On Tue,  1 Jul 2025 20:52:41 +0200
Florian Westphal <fw@strlen.de> wrote:

> The matching algorithm has implemented thrice:
> 1. data path lookup, generic version
> 2. data path lookup, avx2 version
> 3. control plane lookup
> 
> Merge 1 and 3 by refactoring pipapo_get as a common helper, then make
> nft_pipapo_lookup and nft_pipapo_get both call the common helper.
> 
> Aside from the code savings this has the benefit that we no longer allocate
> temporary scratch maps for each control plane get and insertion operation.
> 
> Signed-off-by: Florian Westphal <fw@strlen.de>

Some nits below, but other than those:

Reviewed-by: Stefano Brivio <sbrivio@redhat.com>

> ---
>  net/netfilter/nft_set_pipapo.c | 189 ++++++++++-----------------------
>  1 file changed, 59 insertions(+), 130 deletions(-)
> 
> diff --git a/net/netfilter/nft_set_pipapo.c b/net/netfilter/nft_set_pipapo.c
> index 36a4de11995b..ebd142d8d4d4 100644
> --- a/net/netfilter/nft_set_pipapo.c
> +++ b/net/netfilter/nft_set_pipapo.c
> @@ -397,35 +397,37 @@ int pipapo_refill(unsigned long *map, unsigned int len, unsigned int rules,
>  }
>  
>  /**
> - * nft_pipapo_lookup() - Lookup function
> - * @net:	Network namespace
> - * @set:	nftables API set representation
> - * @key:	nftables API element representation containing key data
> - * @ext:	nftables API extension pointer, filled with matching reference
> + * pipapo_get() - Get matching element reference given key data
> + * @m:		storage containing the set elements
> + * @data:	Key data to be matched against existing elements
> + * @genmask:	If set, check that element is active in given genmask
> + * @tstamp:	timestamp to check for expired elements
>   *
>   * For more details, see DOC: Theory of Operation.
>   *
> - * Return: true on match, false otherwise.
> + * This is the main lookup function.  It matches key data either against
> + * the working match set or the uncomitted copy, depending on what the
> + * caller passed to us.

Here and below: uncommitted.

I think clearer: "It matches key data against either ... or ...".

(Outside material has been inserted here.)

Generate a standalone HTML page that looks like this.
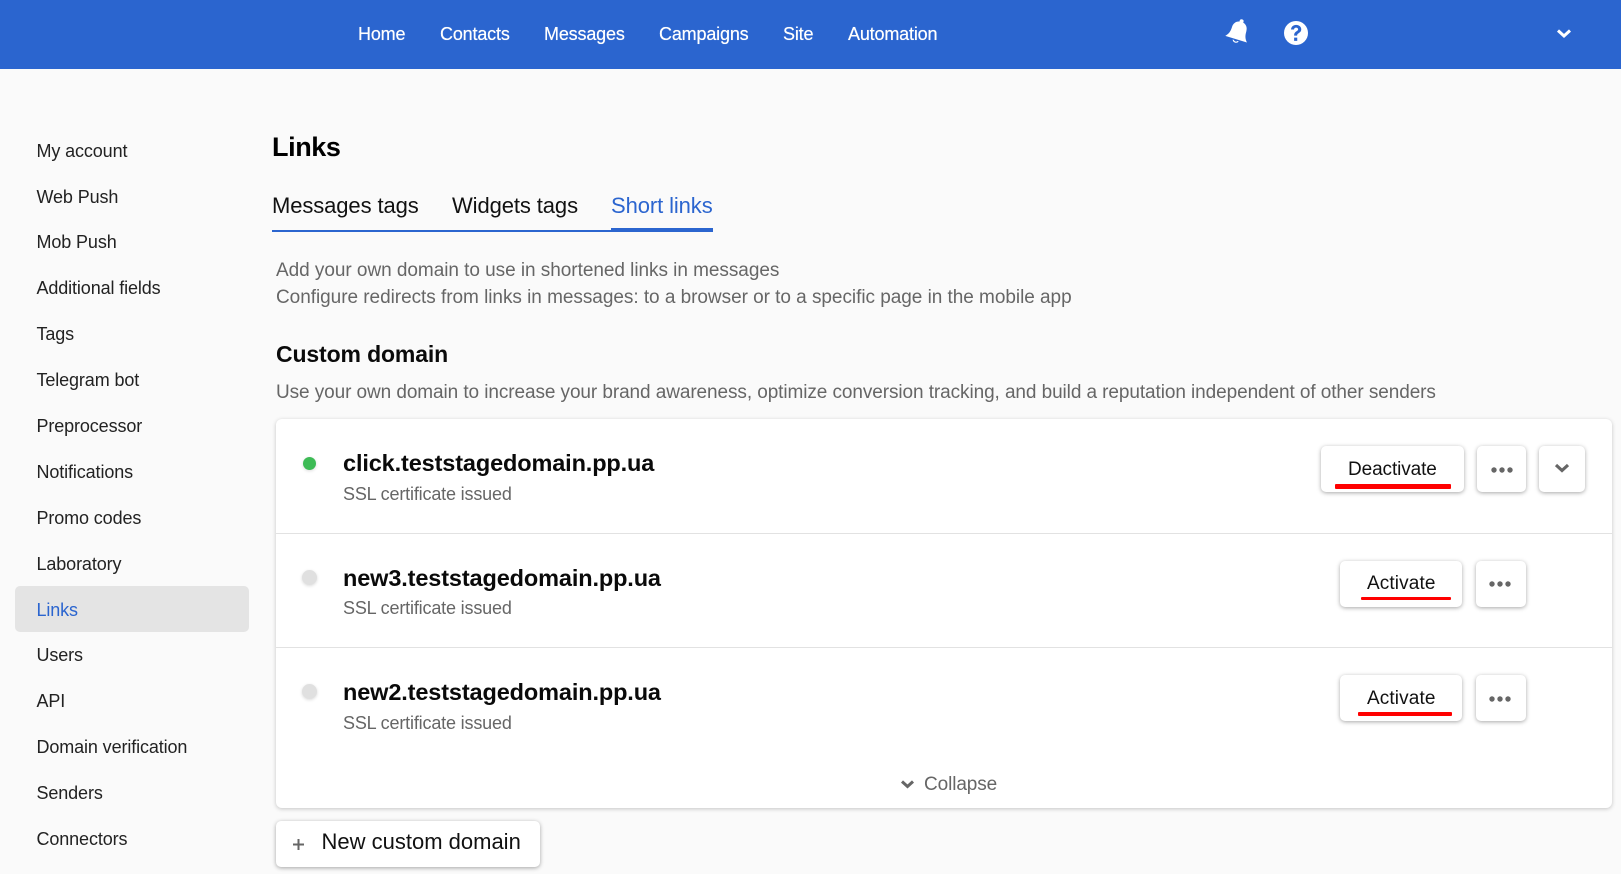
<!DOCTYPE html>
<html lang="en"><head><meta charset="utf-8"><title>Links</title>
<style>
*{box-sizing:border-box}
html,body{margin:0;padding:0}
body{width:1621px;height:874px;overflow:hidden;background:#fafafa;position:relative;font-family:"Liberation Sans",Arial,sans-serif;color:#111}
.t{position:absolute;white-space:nowrap;line-height:30px;height:30px}
.hd{position:absolute;left:0;top:0;width:1621px;height:69px;background:#2b65cf}
.n{color:#fff;font-size:18px;letter-spacing:-.17px;top:19px;text-shadow:0 0 .5px #fff}
.s{left:36.5px;font-size:18px;color:#222;letter-spacing:-.12px}
.g{color:#666;font-size:19px;left:276px}
.b{font-weight:700}
.card{position:absolute;left:276px;top:419px;width:1336px;height:389px;background:#fff;border-radius:6px;box-shadow:0 1px 4px rgba(0,0,0,.22)}
.dv{position:absolute;left:276px;width:1336px;height:1px;background:#e2e2e2}
.btn{position:absolute;height:46px;background:#fff;border-radius:5px;box-shadow:0 1px 4px rgba(0,0,0,.35)}
.dot{position:absolute;border-radius:50%;box-shadow:0 1px 3px rgba(0,0,0,.15)}
.r{position:absolute;background:#f00;border-radius:1px}
.dom{left:343px;font-size:23.5px;font-weight:700;color:#0a0a0a;letter-spacing:-.13px}
.sub{left:343px;font-size:18px;color:#666;letter-spacing:-.17px}
.bt{font-size:19px;color:#111}
.tb{font-size:22px;letter-spacing:-.1px;top:191px}
svg{position:absolute;overflow:visible}
</style></head><body>
<div class="hd"></div>
<div class="t n" style="left:358px">Home</div>
<div class="t n" style="left:440px">Contacts</div>
<div class="t n" style="left:544px">Messages</div>
<div class="t n" style="left:659px">Campaigns</div>
<div class="t n" style="left:783px">Site</div>
<div class="t n" style="left:848px">Automation</div>

<svg style="left:1224px;top:18px" width="28" height="30" viewBox="0 0 26 28"><g fill="#fff" transform="rotate(17 13 14)"><circle cx="13" cy="2.6" r="1.9"/><path d="M13 3.2c-4.6 0-7 3.2-7 7.4 0 4.700-1.500 7.200-3.600 9.400h21.200c-2.100-2.200-3.600-4.700-3.600-9.400 0-4.200-2.400-7.400-7-7.400z"/><path d="M10 21.300a3.200 3.200 0 0 0 6 0h-1.300a1.900 1.900 0 0 1-3.400 0z"/></g></svg>
<svg style="left:1284px;top:21px" width="24" height="24" viewBox="0 0 24 24"><circle cx="12" cy="12" r="12" fill="#fff"/><g transform="translate(12 12) scale(1.25) translate(-12 -12)"><path d="M8 9.200c.2-2.300 1.900-3.700 4.100-3.700 2.300 0 4.100 1.400 4.100 3.500 0 1.700-1 2.500-2.100 3.200-.9.600-1.200 1-1.200 1.900h-2.400c0-1.800.6-2.600 1.800-3.400.9-.6 1.400-1 1.400-1.700 0-.8-.7-1.300-1.600-1.300-1 0-1.600.6-1.700 1.500z" fill="#2b65cf"/><rect x="10.500" y="15.700" width="2.500" height="2.600" fill="#2b65cf"/></g></svg>
<svg style="left:1556px;top:28px" width="16" height="11" viewBox="0 0 16 11"><path d="M2 2.500l6 5.500 6-5.500" fill="none" stroke="#fff" stroke-width="3"/></svg>

<div style="position:absolute;left:15px;top:586px;width:234px;height:46px;background:#e4e4e4;border-radius:5px"></div>
<div class="t s" style="top:136px">My account</div>
<div class="t s" style="top:182px">Web Push</div>
<div class="t s" style="top:227px">Mob Push</div>
<div class="t s" style="top:273px">Additional fields</div>
<div class="t s" style="top:319px">Tags</div>
<div class="t s" style="top:365px">Telegram bot</div>
<div class="t s" style="top:411px">Preprocessor</div>
<div class="t s" style="top:457px">Notifications</div>
<div class="t s" style="top:503px">Promo codes</div>
<div class="t s" style="top:549px">Laboratory</div>
<div class="t s" style="top:595px;color:#2b65cf">Links</div>
<div class="t s" style="top:640px">Users</div>
<div class="t s" style="top:686px">API</div>
<div class="t s" style="top:732px">Domain verification</div>
<div class="t s" style="top:778px">Senders</div>
<div class="t s" style="top:824px">Connectors</div>

<div class="t b" style="left:272px;top:132px;font-size:27px;color:#000;letter-spacing:-.4px">Links</div>
<div class="t tb" style="left:272px;color:#111">Messages tags</div>
<div class="t tb" style="left:452px;color:#111">Widgets tags</div>
<div class="t tb" style="left:611px;color:#2b65cf">Short links</div>
<div style="position:absolute;left:272px;top:230px;width:340px;height:2px;background:#2b65cf"></div>
<div style="position:absolute;left:611px;top:228px;width:102px;height:4px;background:#2b65cf"></div>

<div class="t g" style="top:256px;letter-spacing:-.045px">Add your own domain to use in shortened links in messages</div>
<div class="t g" style="top:283px;letter-spacing:-.04px">Configure redirects from links in messages: to a browser or to a specific page in the mobile app</div>
<div class="t b" style="left:276px;top:339px;font-size:23px;letter-spacing:-.13px;color:#0a0a0a">Custom domain</div>
<div class="t g" style="top:378px;letter-spacing:-.085px">Use your own domain to increase your brand awareness, optimize conversion tracking, and build a reputation independent of other senders</div>

<div class="card"></div>
<div class="dv" style="top:533px"></div>
<div class="dv" style="top:647px"></div>

<div class="dot" style="left:302.500px;top:457px;width:13px;height:13px;background:#3dbb55"></div>
<div class="t dom" style="top:448px">click.teststagedomain.pp.ua</div>
<div class="t sub" style="top:479px">SSL certificate issued</div>
<div class="btn" style="left:1321px;top:446px;width:143px"></div>
<div class="t bt" style="left:1348px;top:455px;letter-spacing:-.1px">Deactivate</div>
<div class="r" style="left:1335px;top:484px;width:116px;height:5px"></div>
<div class="btn" style="left:1477px;top:446px;width:49px"></div>
<svg style="left:1490px;top:466px" width="24" height="8" viewBox="0 0 24 8"><g fill="#666"><circle cx="4" cy="4" r="2.700"/><circle cx="12" cy="4" r="2.700"/><circle cx="20" cy="4" r="2.700"/></g></svg>
<div class="btn" style="left:1539px;top:446px;width:46px"></div>
<svg style="left:1555px;top:463px" width="14" height="11" viewBox="0 0 14 11"><path d="M1 2l6 5.500 6-5.500" fill="none" stroke="#666" stroke-width="3.200"/></svg>

<div class="dot" style="left:301.500px;top:570px;width:15px;height:15px;background:#e0e0e0"></div>
<div class="t dom" style="top:563px">new3.teststagedomain.pp.ua</div>
<div class="t sub" style="top:593px">SSL certificate issued</div>
<div class="btn" style="left:1340px;top:561px;width:122px"></div>
<div class="t bt" style="left:1367px;top:569px;letter-spacing:.12px">Activate</div>
<div class="r" style="left:1361px;top:597px;width:90px;height:3px"></div>
<div class="btn" style="left:1476px;top:561px;width:50px"></div>
<svg style="left:1488px;top:580px" width="24" height="8" viewBox="0 0 24 8"><g fill="#666"><circle cx="4" cy="4" r="2.700"/><circle cx="12" cy="4" r="2.700"/><circle cx="20" cy="4" r="2.700"/></g></svg>

<div class="dot" style="left:301.500px;top:684px;width:15px;height:15px;background:#e0e0e0"></div>
<div class="t dom" style="top:677px">new2.teststagedomain.pp.ua</div>
<div class="t sub" style="top:708px">SSL certificate issued</div>
<div class="btn" style="left:1340px;top:675px;width:122px"></div>
<div class="t bt" style="left:1367px;top:684px;letter-spacing:.12px">Activate</div>
<div class="r" style="left:1358px;top:712px;width:94px;height:4px"></div>
<div class="btn" style="left:1476px;top:675px;width:50px"></div>
<svg style="left:1488px;top:695px" width="24" height="8" viewBox="0 0 24 8"><g fill="#666"><circle cx="4" cy="4" r="2.700"/><circle cx="12" cy="4" r="2.700"/><circle cx="20" cy="4" r="2.700"/></g></svg>

<svg style="left:900px;top:779px" width="15" height="11" viewBox="0 0 15 11"><path d="M2 2.500l5.500 5 5.500-5" fill="none" stroke="#666" stroke-width="3"/></svg>
<div class="t" style="left:924px;top:770px;font-size:19px;letter-spacing:-.1px;color:#666">Collapse</div>

<div class="btn" style="left:276px;top:821px;width:264px"></div>
<svg style="left:292px;top:838px" width="13" height="13" viewBox="0 0 13 13"><path d="M6.500 1v11M1 6.500h11" fill="none" stroke="#666" stroke-width="2"/></svg>
<div class="t" style="left:321.500px;top:827px;font-size:22px;color:#111">New custom domain</div>
</body></html>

> + * nft_pipapo_get (lookup from userspace/control plane) and nft_pipapo_lookup
> + * (datapath lookup) pass the active copy.
> + * The insertion path will pass the uncomitted working copy.
> + *
> + * Return: pointer to &struct nft_pipapo_elem on match, NULL otherwise.
>   */
> -const struct nft_set_ext *
> -nft_pipapo_lookup(const struct net *net, const struct nft_set *set,
> -		  const u32 *key)
> +static struct nft_pipapo_elem *pipapo_get(const struct nft_pipapo_match *m,
> +					  const u8 *data, u8 genmask,
> +					  u64 tstamp)
>  {
> -	struct nft_pipapo *priv = nft_set_priv(set);
>  	struct nft_pipapo_scratch *scratch;
>  	unsigned long *res_map, *fill_map;
> -	u8 genmask = nft_genmask_cur(net);
> -	const struct nft_pipapo_match *m;
>  	const struct nft_pipapo_field *f;
> -	const u8 *rp = (const u8 *)key;
>  	bool map_index;
>  	int i;
>  
>  	local_bh_disable();
>  
> -	m = rcu_dereference(priv->match);
> -
> -	if (unlikely(!m || !*raw_cpu_ptr(m->scratch)))
> +	/* XXX: fix this, prealloc and remove this check */
> +	if (unlikely(!raw_cpu_ptr(m->scratch)))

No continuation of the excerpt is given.